How I Created a Realistic AI Video Using Free Tools (Step-by-Step Workflow)

Most AI video tools claim to generate cinematic content. In practice, single-tool outputs lack realism, consistency, and control.
This article documents the exact process used to generate a short cinematic video using only free tools, including what worked, what failed, and how the final output was achieved.
Objective
Create a 5–8 second cinematic video:
- Scene: modern luxury house
- Lighting: sunset
- Motion: slow camera movement
- Style: realistic
Step 1: Prompt and Scene Definition
Initial prompt used:
“A modern luxury house exterior at sunset with cinematic lighting, ultra-realistic textures, and slow camera movement”
Observation:
- Broad prompts reduce output quality
- Specific visual constraints improve consistency
Refined prompt:
“Ultra-realistic modern villa, warm sunset lighting, glass reflections, soft shadows, slow cinematic dolly movement, 4K detail”
Step 2: Generating Base Visual (Image First Approach)
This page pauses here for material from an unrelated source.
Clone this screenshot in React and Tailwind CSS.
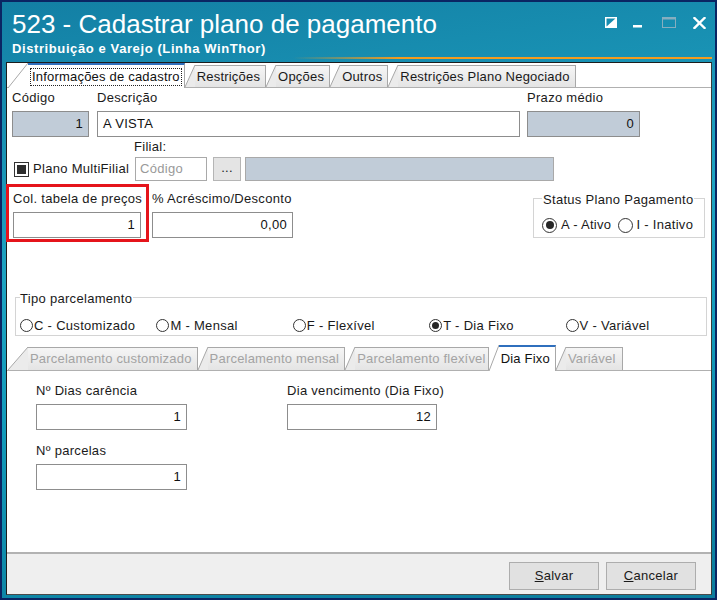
import React from 'react';

// Text box used across the form; "fill" gives the read-only blue-grey look
function Field({ value, fill = false, left = false, className = '' }) {
  return (
    <div
      className={`h-[26px] border border-[#8d8d8d] flex items-center px-[5px] text-[#111] ${
        fill ? 'bg-[#c1ccd8]' : 'bg-white'
      } ${left ? 'justify-start' : 'justify-end'} ${className}`}
    >
      {value}
    </div>
  );
}

function Label({ children, className = '' }) {
  return <div className={`h-4 leading-4 whitespace-nowrap ${className}`}>{children}</div>;
}

function Radio({ checked, big = false }) {
  return (
    <span
      className={`${big ? 'w-[15px] h-[15px]' : 'w-[13px] h-[13px]'} rounded-full border border-[#333] bg-white flex items-center justify-center shrink-0`}
    >
      {checked && <span className={`${big ? 'w-[8px] h-[8px]' : 'w-[7px] h-[7px]'} rounded-full bg-[#262626]`} />}
    </span>
  );
}

// Page-control tab with the slanted left edge
function Tab({ label, active = false, disabled = false, wide = false, tall = 25, low = 22, pad = 'pr-[5px]', focus = false }) {
  const h = active ? tall : low;
  const w = wide ? 20 : 10;
  const fill = active ? '#ffffff' : '#ebebeb';
  return (
    <div className={`flex shrink-0 ${active ? '-mb-px relative z-10' : ''}`} style={{ height: h }}>
      <svg width={w} height={h} className="block shrink-0">
        <polygon points={`0,${h} ${w},0 ${w},${h}`} fill={fill} />
        <line x1="0" y1={h} x2={w} y2="0" stroke="#a8a8a8" strokeWidth="1" />
      </svg>
      <div
        className={`flex items-center pl-[2px] ${pad} border-r border-[#a8a8a8] whitespace-nowrap tracking-[0.2px] ${
          active
            ? 'bg-white border-t-2 border-t-[#2f6fbd] text-[#111]'
            : 'bg-[linear-gradient(#f5f5f5,#e4e4e4)] border-t border-t-[#a8a8a8]'
        } ${disabled ? 'text-[#a3a3a3]' : 'text-[#1a1a1a]'}`}
      >
        {focus ? (
          <span className="border border-dotted border-[#222] px-[1px] leading-[16px]">{label}</span>
        ) : (
          label
        )}
      </div>
    </div>
  );
}

function WindowControls() {
  return (
    <div className="flex items-start pt-[15px] pr-[9px]">
      <svg width="12" height="11" className="block">
        <rect x="0.75" y="0.75" width="10.5" height="9.5" fill="none" stroke="#ffffff" strokeWidth="1.5" />
        <polygon points="11,1 11,10 1,10" fill="#ffffff" />
      </svg>
      <svg width="9" height="11" className="block ml-[16px]">
        <rect x="0" y="8" width="9" height="2.5" fill="#ffffff" />
      </svg>
      <svg width="14" height="11" className="block ml-[20px]">
        <rect x="0.5" y="0.5" width="13" height="10" fill="none" stroke="#86aebf" strokeWidth="1" />
        <rect x="0.5" y="0.5" width="13" height="2" fill="#86aebf" />
      </svg>
      <svg width="13" height="12" className="block ml-[17px]">
        <path d="M1.5 1 L11.5 11 M11.5 1 L1.5 11" stroke="#ffffff" strokeWidth="2.4" strokeLinecap="square" />
      </svg>
    </div>
  );
}

export default function App() {
  return (
    <div className="w-[717px] h-[600px] bg-[#0a2563] pt-[2px] px-[2px] pb-[2px] font-['Liberation_Sans',Arial,sans-serif] text-[13px] tracking-[0.3px] text-[#1a1a1a]">
      <div className="h-full flex flex-col bg-[linear-gradient(172deg,#137fa4_0%,#1ea3c2_40%,#139bbb_60%,#0b7c9c_100%)]">
        {/* Title bar */}
        <div className="h-[55px] flex justify-between">
          <div className="pl-[10px] pt-[7px] text-white tracking-normal">
            <div className="text-[26px] leading-[30px]">523 - Cadastrar plano de pagamento</div>
            <div className="text-[13px] leading-[14px] font-bold mt-[3px] tracking-[0.6px]">Distribuição e Varejo (Linha WinThor)</div>
          </div>
          <WindowControls />
        </div>
        <div className="h-[2px] mr-[3px] bg-[linear-gradient(90deg,transparent_0%,transparent_41%,#f39c1e_56%,#f39c1e_100%)]" />
        <div className="h-[3px]" />

        {/* Form panel */}
        <div className="flex-1 pl-[4px] pr-[3px] pb-[3px] flex">
          <div className="flex-1 flex flex-col bg-white border border-[#1c1c1c] border-r-[#3a3a3a] border-b-[#4a4a4a]">
            {/* Main tabs */}
            <div className="h-[25px] flex items-end border-b border-[#b0b0b0] pl-[1px]">
              <Tab label="Informações de cadastro" active wide focus pad="pr-[2px]" />
              <Tab label="Restrições" />
              <Tab label="Opções" />
              <Tab label="Outros" />
              <Tab label="Restrições Plano Negociado" />
            </div>

            {/* Row: código / descrição / prazo */}
            <div className="flex mt-[2px] pl-[5px]">
              <div className="w-[77px]">
                <Label>Código</Label>
                <Field value="1" fill className="mt-[5px]" />
              </div>
              <div className="w-[423px] ml-[8px]">
                <Label>Descrição</Label>
                <Field value="A VISTA" left className="mt-[5px]" />
              </div>
              <div className="w-[113px] ml-[7px]">
                <Label>Prazo médio</Label>
                <Field value="0" fill className="mt-[5px]" />
              </div>
            </div>

            {/* Row: filial */}
            <Label className="mt-[2px] pl-[127px]">Filial:</Label>
            <div className="flex items-center h-[24px] mt-[2px] pl-[7px]">
              <div className="w-[121px] flex items-center">
                <span className="w-[15px] h-[15px] border border-[#333] bg-white p-[2px] shrink-0">
                  <span className="block w-full h-full bg-[#2e2e2e]" />
                </span>
                <span className="ml-[4px] whitespace-nowrap">Plano MultiFilial</span>
              </div>
              <div className="w-[72px] h-[24px] border border-[#a9a9a9] bg-white flex items-center px-[4px] text-[#999]">
                Código
              </div>
              <div className="w-[28px] h-[24px] ml-[6px] border border-[#b5b5b5] bg-[#e4e4e4] flex items-center justify-center text-[#222] leading-none pb-[4px]">
                ...
              </div>
              <div className="w-[309px] h-[24px] ml-[4px] border border-[#a9a9a9] bg-[#c1ccd8]" />
            </div>

            {/* Row: tabela de preços / acréscimo / status */}
            <div className="flex items-start mt-[3px] -ml-px">
              <div className="w-[143px] border-[3px] border-[#e5141b] pt-[4px] pl-[4px] pr-[5px] pb-[1px]">
                <Label>Col. tabela de preços</Label>
                <Field value="1" className="mt-[5px]" />
              </div>
              <div className="w-[141px] ml-[3px] pt-[7px]">
                <Label>% Acréscimo/Desconto</Label>
                <Field value="0,00" className="mt-[5px]" />
              </div>
              <fieldset className="w-[172px] ml-[240px] mt-[5px] border border-[#d4d4d4] px-[8px] pt-[9px] pb-[4px]">
                <legend className="pt-[3px] px-[1px] leading-4">Status Plano Pagamento</legend>
                <div className="flex items-center h-4">
                  <Radio checked big />
                  <span className="ml-[4px] whitespace-nowrap">A - Ativo</span>
                  <span className="ml-[7px]">
                    <Radio big />
                  </span>
                  <span className="ml-[3px] whitespace-nowrap">I - Inativo</span>
                </div>
              </fieldset>
            </div>

            {/* Tipo parcelamento */}
            <fieldset className="ml-[8px] w-[692px] mt-[46px] border border-[#d4d4d4] px-[4px] pt-[9px] pb-[3px]">
              <legend className="pt-[3px] leading-4 pr-[1px]">Tipo parcelamento</legend>
              <div className="grid grid-cols-5 h-4 items-center">
                {[
                  ['C - Customizado', false],
                  ['M - Mensal', false],
                  ['F - Flexível', false],
                  ['T - Dia Fixo', true],
                  ['V - Variável', false],
                ].map(([text, on]) => (
                  <div key={text} className="flex items-center">
                    <Radio checked={on} />
                    <span className="ml-[1px] whitespace-nowrap">{text}</span>
                  </div>
                ))}
              </div>
            </fieldset>

            {/* Sub tabs */}
            <div className="h-[26px] mt-[9px] flex items-end border-b border-[#b0b0b0] pl-[1px]">
              <Tab label="Parcelamento customizado" disabled wide low={23} pad="pr-[5px]" />
              <Tab label="Parcelamento mensal" disabled low={23} pad="pr-[5px]" />
              <Tab label="Parcelamento flexível" disabled low={23} pad="pr-[2px]" />
              <Tab label="Dia Fixo" active tall={26} low={23} pad="pr-[5px]" />
              <Tab label="Variável" disabled low={23} pad="pr-[6px]" />
            </div>

            {/* Dia fixo fields */}
            <div className="flex mt-[12px] pl-[29px]">
              <div className="w-[151px]">
                <Label>Nº Dias carência</Label>
                <Field value="1" className="mt-[5px]" />
                <Label className="mt-[13px]">Nº parcelas</Label>
                <Field value="1" className="mt-[5px]" />
              </div>
              <div className="w-[150px] ml-[100px]">
                <Label>Dia vencimento (Dia Fixo)</Label>
                <Field value="12" className="mt-[5px]" />
              </div>
            </div>

            {/* Buttons */}
            <div className="mt-auto h-[42px] bg-[#efefef] border-t-2 border-[#b2b2b2] flex justify-end items-start pt-[8px] pr-[15px] gap-[7px]">
              <button className="w-[90px] h-[28px] bg-[#e1e1e1] border border-[#adadad] text-[#1a1a1a]">
                <span className="underline">S</span>alvar
              </button>
              <button className="w-[90px] h-[28px] bg-[#e1e1e1] border border-[#adadad] text-[#1a1a1a]">
                <span className="underline">C</span>ancelar
              </button>
            </div>
          </div>
        </div>
      </div>
    </div>
  );
}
Instead of generating video directly, a high-quality image was created first.
Reason:
- Video tools struggle with texture consistency
- Image-first approach improves realism
Output characteristics:
- Controlled lighting
- Sharper details
- Better composition
Step 3: Converting Image to Video
The generated image was then used as input for video generation.
Key observations:
- Image-to-video produces better results than text-to-video
- Motion remains stable when source image is high quality
Issues encountered:
- Minor flickering in reflections
- Slight distortion in edges during movement
Step 4: Refinement Using Multiple Tools
No single tool produced usable output alone.
Adjustments:
- Generated multiple variations
- Selected best frames
- Combined clips
Result:
- Improved motion continuity
- Reduced visual artifacts
Step 5: Final Editing
Video was processed using a video editor.
Adjustments applied:
- Speed correction
- Subtle zoom for depth
- Color balancing
Without editing:
- Output looks artificial
- Motion feels static
Final Output Analysis
Strengths:
- Realistic lighting
- Stable camera movement
- Clean composition
Limitations:
- Minor texture inconsistencies
- Not fully indistinguishable from real footage
Key Observations
- Text-to-video alone is insufficient for quality output
- Image-first workflow significantly improves realism
- Combining tools produces better results than relying on one
- Editing is required for usable output
Conclusion
AI video generation currently requires a structured workflow rather than a single tool. Quality depends on input control, intermediate steps, and post-processing.
The result is usable for short-form content, but not yet a full replacement for traditional video production.